** START Data shown **

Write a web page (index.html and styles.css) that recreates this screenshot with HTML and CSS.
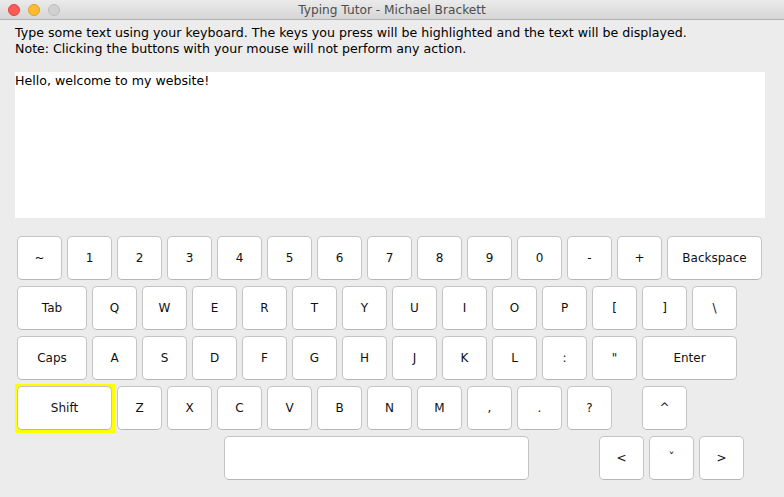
FILE: index.html
```html
<!DOCTYPE html>
<html>
<head>
<meta charset="utf-8">
<title>Typing Tutor - Michael Brackett</title>
<link rel="stylesheet" href="styles.css">
</head>
<body>
<div class="window">
  <div class="titlebar">
    <div class="lights">
      <span class="light red"></span>
      <span class="light yellow"></span>
      <span class="light gray"></span>
    </div>
    <div class="title">Typing Tutor - Michael Brackett</div>
  </div>
  <div class="content">
    <div class="instructions">
      <div>Type some text using your keyboard. The keys you press will be highlighted and the text will be displayed.</div>
      <div>Note: Clicking the buttons with your mouse will not perform any action.</div>
    </div>
    <div class="textarea">Hello, welcome to my website!</div>
    <div class="keyboard">
      <div class="row">
        <span class="key">~</span><span class="key">1</span><span class="key">2</span><span class="key">3</span><span class="key">4</span><span class="key">5</span><span class="key">6</span><span class="key">7</span><span class="key">8</span><span class="key">9</span><span class="key">0</span><span class="key">-</span><span class="key">+</span><span class="key wide">Backspace</span>
      </div>
      <div class="row">
        <span class="key mid">Tab</span><span class="key">Q</span><span class="key">W</span><span class="key">E</span><span class="key">R</span><span class="key">T</span><span class="key">Y</span><span class="key">U</span><span class="key">I</span><span class="key">O</span><span class="key">P</span><span class="key">[</span><span class="key">]</span><span class="key">\</span>
      </div>
      <div class="row">
        <span class="key mid">Caps</span><span class="key">A</span><span class="key">S</span><span class="key">D</span><span class="key">F</span><span class="key">G</span><span class="key">H</span><span class="key">J</span><span class="key">K</span><span class="key">L</span><span class="key">:</span><span class="key">"</span><span class="key wide">Enter</span>
      </div>
      <div class="row">
        <span class="hl"><span class="key wide">Shift</span></span><span class="key">Z</span><span class="key">X</span><span class="key">C</span><span class="key">V</span><span class="key">B</span><span class="key">N</span><span class="key">M</span><span class="key">,</span><span class="key">.</span><span class="key">?</span><span class="key up">^</span>
      </div>
      <div class="row">
        <span class="key space"></span><span class="key arrow-left">&lt;</span><span class="key">ˇ</span><span class="key">&gt;</span>
      </div>
    </div>
  </div>
</div>
</body>
</html>
```

FILE: styles.css
```css
html, body {
  margin: 0;
  padding: 0;
  background: #ececec;
}

.window {
  width: 784px;
  height: 497px;
  display: flex;
  flex-direction: column;
  background: #ececec;
  font-family: "DejaVu Sans", "Liberation Sans", sans-serif;
  color: #000;
  overflow: hidden;
}

.titlebar {
  height: 19px;
  border-bottom: 1px solid #b1b1b1;
  background: linear-gradient(#ebebeb, #d5d5d5);
  display: flex;
  align-items: center;
  position: relative;
}

.lights {
  display: flex;
  gap: 8px;
  padding-left: 8px;
}

.light {
  width: 12px;
  height: 12px;
  border-radius: 50%;
  box-sizing: border-box;
}

.red { background: #fc5b57; border: 1px solid #e0443e; }
.yellow { background: #fdbc2f; border: 1px solid #dea123; }
.gray { background: #d0d0d0; border: 1px solid #bdbdbd; }

.title {
  position: absolute;
  left: 0;
  right: 0;
  top: 0;
  bottom: 0;
  display: flex;
  align-items: center;
  justify-content: center;
  font-size: 12.2px;
  color: #4d4d4d;
}

.content {
  padding: 5px 15px 0 15px;
  display: flex;
  flex-direction: column;
}

.instructions {
  font-size: 12.6px;
  line-height: 16px;
  color: #000;
  margin-bottom: 15px;
}

.textarea {
  width: 750px;
  height: 146px;
  background: #ffffff;
  font-size: 12.6px;
  line-height: 16px;
  padding-top: 1px;
  box-sizing: border-box;
  color: #000;
}

.keyboard {
  margin-top: 18px;
  margin-left: 2px;
  display: flex;
  flex-direction: column;
  gap: 6px;
}

.row {
  display: flex;
  gap: 5px;
}

.key {
  width: 45px;
  height: 44px;
  box-sizing: border-box;
  background: #ffffff;
  border: 1px solid #c4c4c4;
  border-bottom-color: #b6b6b6;
  border-radius: 5px;
  display: flex;
  align-items: center;
  justify-content: center;
  font-size: 12px;
  color: #111;
}

.mid { width: 70px; }
.wide { width: 95px; }

.hl {
  display: flex;
  background: #ffff00;
  padding: 2px 3px 3px 2px;
  margin: -2px -3px -3px -2px;
}

.up { margin-left: 25px; }

.space {
  width: 305px;
  margin-left: 207px;
}

.arrow-left { margin-left: 65px; }
```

** END Data shown **

* _Task instructions_
Leave out all pictures, then copy the remaining material exactly.

* _Written response_
Write a web page (index.html and styles.css) that recreates this screenshot with HTML and CSS.
FILE: index.html
```html
<!DOCTYPE html>
<html>
<head>
<meta charset="utf-8">
<title>Typing Tutor - Michael Brackett</title>
<link rel="stylesheet" href="styles.css">
</head>
<body>
<div class="window">
  <div class="titlebar">
    <div class="lights">
      <span class="light red"></span>
      <span class="light yellow"></span>
      <span class="light gray"></span>
    </div>
    <div class="title">Typing Tutor - Michael Brackett</div>
  </div>
  <div class="content">
    <div class="instructions">
      <div>Type some text using your keyboard. The keys you press will be highlighted and the text will be displayed.</div>
      <div>Note: Clicking the buttons with your mouse will not perform any action.</div>
    </div>
    <div class="textarea">Hello, welcome to my website!</div>
    <div class="keyboard">
      <div class="row">
        <span class="key">~</span><span class="key">1</span><span class="key">2</span><span class="key">3</span><span class="key">4</span><span class="key">5</span><span class="key">6</span><span class="key">7</span><span class="key">8</span><span class="key">9</span><span class="key">0</span><span class="key">-</span><span class="key">+</span><span class="key wide">Backspace</span>
      </div>
      <div class="row">
        <span class="key mid">Tab</span><span class="key">Q</span><span class="key">W</span><span class="key">E</span><span class="key">R</span><span class="key">T</span><span class="key">Y</span><span class="key">U</span><span class="key">I</span><span class="key">O</span><span class="key">P</span><span class="key">[</span><span class="key">]</span><span class="key">\</span>
      </div>
      <div class="row">
        <span class="key mid">Caps</span><span class="key">A</span><span class="key">S</span><span class="key">D</span><span class="key">F</span><span class="key">G</span><span class="key">H</span><span class="key">J</span><span class="key">K</span><span class="key">L</span><span class="key">:</span><span class="key">"</span><span class="key wide">Enter</span>
      </div>
      <div class="row">
        <span class="hl"><span class="key wide">Shift</span></span><span class="key">Z</span><span class="key">X</span><span class="key">C</span><span class="key">V</span><span class="key">B</span><span class="key">N</span><span class="key">M</span><span class="key">,</span><span class="key">.</span><span class="key">?</span><span class="key up">^</span>
      </div>
      <div class="row">
        <span class="key space"></span><span class="key arrow-left">&lt;</span><span class="key">ˇ</span><span class="key">&gt;</span>
      </div>
    </div>
  </div>
</div>
</body>
</html>
```

FILE: styles.css
```css
html, body {
  margin: 0;
  padding: 0;
  background: #ececec;
}

.window {
  width: 784px;
  height: 497px;
  display: flex;
  flex-direction: column;
  background: #ececec;
  font-family: "DejaVu Sans", "Liberation Sans", sans-serif;
  color: #000;
  overflow: hidden;
}

.titlebar {
  height: 19px;
  border-bottom: 1px solid #b1b1b1;
  background: linear-gradient(#ebebeb, #d5d5d5);
  display: flex;
  align-items: center;
  position: relative;
}

.lights {
  display: flex;
  gap: 8px;
  padding-left: 8px;
}

.light {
  width: 12px;
  height: 12px;
  border-radius: 50%;
  box-sizing: border-box;
}

.red { background: #fc5b57; border: 1px solid #e0443e; }
.yellow { background: #fdbc2f; border: 1px solid #dea123; }
.gray { background: #d0d0d0; border: 1px solid #bdbdbd; }

.title {
  position: absolute;
  left: 0;
  right: 0;
  top: 0;
  bottom: 0;
  display: flex;
  align-items: center;
  justify-content: center;
  font-size: 12.2px;
  color: #4d4d4d;
}

.content {
  padding: 5px 15px 0 15px;
  display: flex;
  flex-direction: column;
}

.instructions {
  font-size: 12.6px;
  line-height: 16px;
  color: #000;
  margin-bottom: 15px;
}

.textarea {
  width: 750px;
  height: 146px;
  background: #ffffff;
  font-size: 12.6px;
  line-height: 16px;
  padding-top: 1px;
  box-sizing: border-box;
  color: #000;
}

.keyboard {
  margin-top: 18px;
  margin-left: 2px;
  display: flex;
  flex-direction: column;
  gap: 6px;
}

.row {
  display: flex;
  gap: 5px;
}

.key {
  width: 45px;
  height: 44px;
  box-sizing: border-box;
  background: #ffffff;
  border: 1px solid #c4c4c4;
  border-bottom-color: #b6b6b6;
  border-radius: 5px;
  display: flex;
  align-items: center;
  justify-content: center;
  font-size: 12px;
  color: #111;
}

.mid { width: 70px; }
.wide { width: 95px; }

.hl {
  display: flex;
  background: #ffff00;
  padding: 2px 3px 3px 2px;
  margin: -2px -3px -3px -2px;
}

.up { margin-left: 25px; }

.space {
  width: 305px;
  margin-left: 207px;
}

.arrow-left { margin-left: 65px; }
```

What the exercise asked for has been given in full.